Before investing in a specific motor class or style, checking the rules for the trails you actually plan to ride is the only way to know what's legal where you are.
Motor Brand and System Matters
Unlike cars, e-bike motors are often supplied by third-party manufacturers. A few names dominate the off-road segment:
- Bosch Performance Line CX — widely used, strong trail reputation, mature software ecosystem
- Shimano EP8 — lighter than many competitors, favored by cross-country and trail riders
- Brose Drive S Mag — used by some premium brands, known for quiet operation
- TQ HPR50 — newer, ultralight option gaining traction in premium builds
- Bafang — common in budget-tier bikes; capable but fewer refinement options
The motor system affects not just power delivery but also software tuning, service availability, firmware updates, and long-term parts support. A motor with a strong service network matters more as the bike ages.

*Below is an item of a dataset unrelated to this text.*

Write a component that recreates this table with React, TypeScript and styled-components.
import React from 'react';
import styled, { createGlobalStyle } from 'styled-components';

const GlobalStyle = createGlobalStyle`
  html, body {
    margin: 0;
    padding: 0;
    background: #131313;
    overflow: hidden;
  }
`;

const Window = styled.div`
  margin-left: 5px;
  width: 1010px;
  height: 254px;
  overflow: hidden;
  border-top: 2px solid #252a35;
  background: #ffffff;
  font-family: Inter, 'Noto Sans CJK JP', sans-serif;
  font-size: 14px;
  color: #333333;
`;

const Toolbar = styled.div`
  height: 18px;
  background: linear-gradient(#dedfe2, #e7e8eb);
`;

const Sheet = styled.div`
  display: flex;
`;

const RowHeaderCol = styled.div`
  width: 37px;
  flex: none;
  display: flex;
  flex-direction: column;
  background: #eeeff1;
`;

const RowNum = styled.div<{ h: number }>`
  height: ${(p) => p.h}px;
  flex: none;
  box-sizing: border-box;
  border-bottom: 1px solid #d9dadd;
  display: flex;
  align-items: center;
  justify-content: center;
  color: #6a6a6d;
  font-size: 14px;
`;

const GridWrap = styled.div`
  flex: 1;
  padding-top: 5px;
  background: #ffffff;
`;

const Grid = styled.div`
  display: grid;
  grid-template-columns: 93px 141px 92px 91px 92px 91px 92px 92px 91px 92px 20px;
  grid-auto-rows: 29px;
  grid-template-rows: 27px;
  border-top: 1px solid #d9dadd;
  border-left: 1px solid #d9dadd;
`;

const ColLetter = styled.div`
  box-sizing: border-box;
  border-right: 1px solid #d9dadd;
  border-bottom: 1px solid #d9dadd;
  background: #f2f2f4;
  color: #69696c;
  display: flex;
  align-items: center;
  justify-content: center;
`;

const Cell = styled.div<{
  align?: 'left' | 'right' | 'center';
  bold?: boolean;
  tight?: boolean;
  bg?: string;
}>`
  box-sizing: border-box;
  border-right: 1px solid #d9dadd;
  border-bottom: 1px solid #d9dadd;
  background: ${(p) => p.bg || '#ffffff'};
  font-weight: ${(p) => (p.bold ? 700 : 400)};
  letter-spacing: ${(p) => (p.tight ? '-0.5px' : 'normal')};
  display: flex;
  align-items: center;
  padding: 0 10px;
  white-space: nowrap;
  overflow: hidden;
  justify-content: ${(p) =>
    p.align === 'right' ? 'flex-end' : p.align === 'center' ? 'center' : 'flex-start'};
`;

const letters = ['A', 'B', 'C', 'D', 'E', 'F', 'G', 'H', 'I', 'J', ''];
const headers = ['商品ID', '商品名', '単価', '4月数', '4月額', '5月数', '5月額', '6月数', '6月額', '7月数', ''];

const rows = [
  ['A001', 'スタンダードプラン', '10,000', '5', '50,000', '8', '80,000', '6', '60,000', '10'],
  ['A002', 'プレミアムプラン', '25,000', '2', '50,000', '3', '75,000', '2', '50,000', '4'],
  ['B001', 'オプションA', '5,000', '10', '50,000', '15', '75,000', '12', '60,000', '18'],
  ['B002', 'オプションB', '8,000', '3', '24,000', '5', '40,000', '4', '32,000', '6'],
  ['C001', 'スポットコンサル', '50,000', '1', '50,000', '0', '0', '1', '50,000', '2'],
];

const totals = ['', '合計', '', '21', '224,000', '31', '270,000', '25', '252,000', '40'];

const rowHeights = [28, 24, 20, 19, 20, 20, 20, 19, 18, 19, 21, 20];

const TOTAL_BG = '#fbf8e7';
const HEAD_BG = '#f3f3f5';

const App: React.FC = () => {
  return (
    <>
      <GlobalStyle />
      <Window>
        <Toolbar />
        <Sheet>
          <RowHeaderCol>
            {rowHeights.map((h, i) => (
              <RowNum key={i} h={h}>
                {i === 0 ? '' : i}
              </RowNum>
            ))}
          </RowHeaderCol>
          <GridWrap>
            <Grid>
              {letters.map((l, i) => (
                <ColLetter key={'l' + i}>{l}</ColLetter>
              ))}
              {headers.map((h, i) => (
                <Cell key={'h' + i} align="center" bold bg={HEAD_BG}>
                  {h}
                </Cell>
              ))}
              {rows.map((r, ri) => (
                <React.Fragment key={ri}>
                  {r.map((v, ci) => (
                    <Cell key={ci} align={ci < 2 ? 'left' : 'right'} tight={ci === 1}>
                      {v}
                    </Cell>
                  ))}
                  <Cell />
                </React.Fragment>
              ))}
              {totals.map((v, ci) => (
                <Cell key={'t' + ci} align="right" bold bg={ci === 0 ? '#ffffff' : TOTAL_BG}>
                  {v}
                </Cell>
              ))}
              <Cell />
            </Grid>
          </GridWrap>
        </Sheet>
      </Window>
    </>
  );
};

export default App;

The Spectrum: Entry-Level to Enduro
At the budget end, you'll find hardtail eMTBs with capable mid-drive motors and basic suspension components — workable for dirt roads, gravel, and moderate trails but not technical terrain.
Mid-range bikes ($4,000–$7,000) typically offer full suspension with quality components and name-brand motors. This is where most serious recreational trail riders land.
At the top end, bikes from brands focused on enduro or aggressive trail riding use premium suspension components (Fox, RockShox), refined geometry, and large-capacity batteries. These bikes are built to take abuse on demanding terrain consistently.
The gap between price tiers isn't just about prestige — it shows up in component durability, suspension performance under repeated stress, and how the bike holds up after a season of hard use.
What Your Situation Determines
The best off-road e-bike for someone riding groomed cross-country trails in Colorado is a different machine than the right bike for someone doing technical enduro in the Pacific Northwest or loose desert hardpack in the Southwest. Rider size, fitness level, trail access, local regulations, and how often you plan to ride all push the equation in different directions.
The specs matter — but they only matter in the context of where you're riding, what the trails allow, and what your body and budget actually need from the bike.